25 Atkins Ave. Asbury Park, NJ

Establishment Type(s)

Hotel, Tourist Home

Physical Status

Demolished

Description

25 Atkins Avenue was located just south of Springwood Avenue, the main commercial and entertainment thoroughfare on Asbury Park’s West Side. The 1930 Sanborn insurance map showed the building as a large, rectilinear frame structure, the front section designated as a restaurant. The Whitehead caught fire in March of 1965 and was severely damaged. Images of the blaze in the Asbury Park Press show the front of the structure with a two-story porch under a front-facing gable, the steep, third-floor roof punctuated by dormers. 25 Atkins was condemned by the town council in April of 1966 and slated for demolition. A modern home sits on the lot today.

Sources: Sanborn Map Co., Insurance Maps of New Jersey Coast, New Jersey, Vol. 2 (1930), sheet 201; “Asbury Park Considering Plaza Hotel Site Rezoning,” Asbury Park Press, 27 April 1966; “Fire Destroys Two Stories of City Hotel,” Asbury Park Press, 25 March 1965; “Time for Spring Cleanup: Some Areas Near Asbury Park Village,” Asbury Park Press, 15 April 1966.

Detailed History

25 Atkins was listed from 1938 to 1967 both as a hotel, the Whitehead, and as a tourist home (though it was not listed in this capacity in 1941) under the name Mrs. V. Maupin. The hotel name was misspelled in the directory as the Whitelead from 1938 through 1941. The 1940 Polk’s Asbury Park City Directory listed the Whitehead, under Mrs. Maupin’s name, as offering furnished rooms.

The 1930 census reported that Virginia Maupin was an African-American widow born ca. 1891. According to her obituary, Mrs. Maupin was known as “Sis.” Born in Petersburg, Virginia, she died in January of 1965 at the age of 81. Her obituary noted that she had operated the Whitehead for 36 years.

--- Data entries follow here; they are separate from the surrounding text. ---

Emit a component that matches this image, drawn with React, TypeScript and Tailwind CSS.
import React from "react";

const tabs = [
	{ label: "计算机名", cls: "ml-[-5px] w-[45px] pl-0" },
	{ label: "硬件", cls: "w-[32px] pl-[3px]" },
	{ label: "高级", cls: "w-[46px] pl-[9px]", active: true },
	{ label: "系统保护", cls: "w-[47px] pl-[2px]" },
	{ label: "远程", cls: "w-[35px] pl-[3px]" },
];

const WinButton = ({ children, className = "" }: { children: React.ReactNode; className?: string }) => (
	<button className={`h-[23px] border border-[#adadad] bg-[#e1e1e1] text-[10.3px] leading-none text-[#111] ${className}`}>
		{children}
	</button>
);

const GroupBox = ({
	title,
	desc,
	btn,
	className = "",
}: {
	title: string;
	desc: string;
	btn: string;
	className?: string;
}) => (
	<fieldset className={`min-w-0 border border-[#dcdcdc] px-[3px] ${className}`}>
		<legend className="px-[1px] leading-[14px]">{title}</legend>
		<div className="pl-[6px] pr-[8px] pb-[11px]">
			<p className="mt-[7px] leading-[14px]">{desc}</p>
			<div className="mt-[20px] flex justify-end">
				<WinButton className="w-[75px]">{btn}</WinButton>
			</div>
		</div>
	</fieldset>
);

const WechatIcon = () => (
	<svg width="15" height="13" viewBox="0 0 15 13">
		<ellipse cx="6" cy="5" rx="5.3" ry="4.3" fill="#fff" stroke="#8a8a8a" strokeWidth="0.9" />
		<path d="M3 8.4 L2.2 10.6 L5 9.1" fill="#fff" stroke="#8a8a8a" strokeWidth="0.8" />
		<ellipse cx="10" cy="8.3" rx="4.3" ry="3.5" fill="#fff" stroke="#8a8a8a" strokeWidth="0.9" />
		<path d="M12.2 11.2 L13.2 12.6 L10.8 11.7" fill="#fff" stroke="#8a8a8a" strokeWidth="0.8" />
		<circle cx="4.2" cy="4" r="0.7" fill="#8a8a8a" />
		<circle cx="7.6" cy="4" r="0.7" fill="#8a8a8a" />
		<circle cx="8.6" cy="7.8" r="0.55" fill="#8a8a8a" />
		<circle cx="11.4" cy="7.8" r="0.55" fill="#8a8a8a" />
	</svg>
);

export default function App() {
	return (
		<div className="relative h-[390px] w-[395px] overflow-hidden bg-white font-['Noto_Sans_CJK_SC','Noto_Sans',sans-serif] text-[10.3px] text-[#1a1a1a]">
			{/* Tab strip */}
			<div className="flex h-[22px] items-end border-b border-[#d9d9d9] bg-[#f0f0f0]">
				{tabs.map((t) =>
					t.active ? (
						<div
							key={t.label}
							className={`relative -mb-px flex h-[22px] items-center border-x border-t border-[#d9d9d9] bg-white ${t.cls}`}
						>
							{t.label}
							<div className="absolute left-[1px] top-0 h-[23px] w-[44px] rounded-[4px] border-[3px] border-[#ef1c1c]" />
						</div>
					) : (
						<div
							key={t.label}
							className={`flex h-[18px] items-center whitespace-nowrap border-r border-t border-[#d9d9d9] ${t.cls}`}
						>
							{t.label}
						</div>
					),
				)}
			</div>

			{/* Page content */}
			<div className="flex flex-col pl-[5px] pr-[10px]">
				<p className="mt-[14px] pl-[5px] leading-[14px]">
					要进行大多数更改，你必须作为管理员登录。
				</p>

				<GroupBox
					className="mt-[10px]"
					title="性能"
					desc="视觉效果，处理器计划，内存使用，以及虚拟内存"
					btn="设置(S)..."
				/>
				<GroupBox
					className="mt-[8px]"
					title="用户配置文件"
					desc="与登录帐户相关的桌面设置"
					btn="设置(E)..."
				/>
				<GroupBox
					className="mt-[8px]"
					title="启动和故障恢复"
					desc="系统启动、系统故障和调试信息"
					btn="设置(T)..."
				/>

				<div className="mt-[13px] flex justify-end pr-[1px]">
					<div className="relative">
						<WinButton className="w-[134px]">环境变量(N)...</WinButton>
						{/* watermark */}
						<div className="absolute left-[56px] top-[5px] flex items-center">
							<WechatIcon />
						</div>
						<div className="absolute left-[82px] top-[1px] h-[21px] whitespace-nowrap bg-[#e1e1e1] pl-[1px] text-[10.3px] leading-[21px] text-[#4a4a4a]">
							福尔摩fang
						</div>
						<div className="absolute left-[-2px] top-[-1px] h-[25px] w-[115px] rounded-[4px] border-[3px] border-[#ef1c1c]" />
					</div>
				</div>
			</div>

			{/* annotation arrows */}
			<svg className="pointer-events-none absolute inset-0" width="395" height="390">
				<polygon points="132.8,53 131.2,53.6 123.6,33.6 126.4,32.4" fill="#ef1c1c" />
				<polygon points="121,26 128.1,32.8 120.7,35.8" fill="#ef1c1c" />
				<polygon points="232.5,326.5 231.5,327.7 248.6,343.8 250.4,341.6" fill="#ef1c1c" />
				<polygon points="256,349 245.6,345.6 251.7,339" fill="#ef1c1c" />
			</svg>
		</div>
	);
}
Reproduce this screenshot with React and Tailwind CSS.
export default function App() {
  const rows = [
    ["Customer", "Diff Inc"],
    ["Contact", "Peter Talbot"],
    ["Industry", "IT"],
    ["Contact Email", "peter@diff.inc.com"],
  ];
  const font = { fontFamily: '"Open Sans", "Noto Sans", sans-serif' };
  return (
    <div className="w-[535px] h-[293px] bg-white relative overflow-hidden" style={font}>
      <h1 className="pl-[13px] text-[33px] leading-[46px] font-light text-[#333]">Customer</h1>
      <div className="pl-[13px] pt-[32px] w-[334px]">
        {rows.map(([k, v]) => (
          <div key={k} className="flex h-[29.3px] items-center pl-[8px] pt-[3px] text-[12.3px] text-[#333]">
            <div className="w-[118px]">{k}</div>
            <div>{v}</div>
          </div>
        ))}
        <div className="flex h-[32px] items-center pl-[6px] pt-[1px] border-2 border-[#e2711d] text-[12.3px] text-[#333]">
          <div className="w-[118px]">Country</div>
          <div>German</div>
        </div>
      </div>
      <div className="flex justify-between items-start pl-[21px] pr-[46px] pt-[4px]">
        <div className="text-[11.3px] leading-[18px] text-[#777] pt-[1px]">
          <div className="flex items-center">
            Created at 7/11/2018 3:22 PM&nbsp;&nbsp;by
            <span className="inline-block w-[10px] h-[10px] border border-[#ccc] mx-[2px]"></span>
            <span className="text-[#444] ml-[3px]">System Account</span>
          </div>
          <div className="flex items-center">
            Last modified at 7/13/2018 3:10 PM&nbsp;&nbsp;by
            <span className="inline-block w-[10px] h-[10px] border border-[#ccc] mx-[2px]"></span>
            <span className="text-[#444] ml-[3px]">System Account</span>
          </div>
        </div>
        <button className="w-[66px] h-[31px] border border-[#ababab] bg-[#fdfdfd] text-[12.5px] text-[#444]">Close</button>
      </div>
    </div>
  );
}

The Whitehead Hotel existed long before The Green Book. On the 1905 Sanborn insurance map, the building – labelled as the Whitehead – was a large, two-story, wood frame structure (at that time, the address was 33 Atkins); it was enlarged in footprint and taller as well by the publication of the 1930 Sanborn map. Music historians Charles and Pamela Horner noted that the Whitehead opened in 1901 and was a hotel favored by elite African-American vaudevillians performing in Asbury Park in the early decades of the twentieth century.

Sources: Charles and Pamela Horner, in conversation; US census, 1930; Polk’s Asbury Park City Directory, 1940; Sanborn Map Co., Insurance Maps of New Jersey Coast, New Jersey, Vol. 2 (1905), sheet 44; Sanborn Map Co., Insurance Maps of New Jersey Coast, New Jersey, Vol. 2 (1930), sheet 201; “Asbury Park Considering Plaza Hotel Site Rezoning,” Asbury Park Press, 27 April 1966; “Fire Destroys Two Stories of City Hotel,” Asbury Park Press, 25 March 1965; “Mrs. Virginia (Sis) Maupin,” Asbury Park Press, 26 January 1965; “Time for Spring Cleanup: Some Areas Near Asbury Park Village,” Asbury Park Press, 15 April 1966.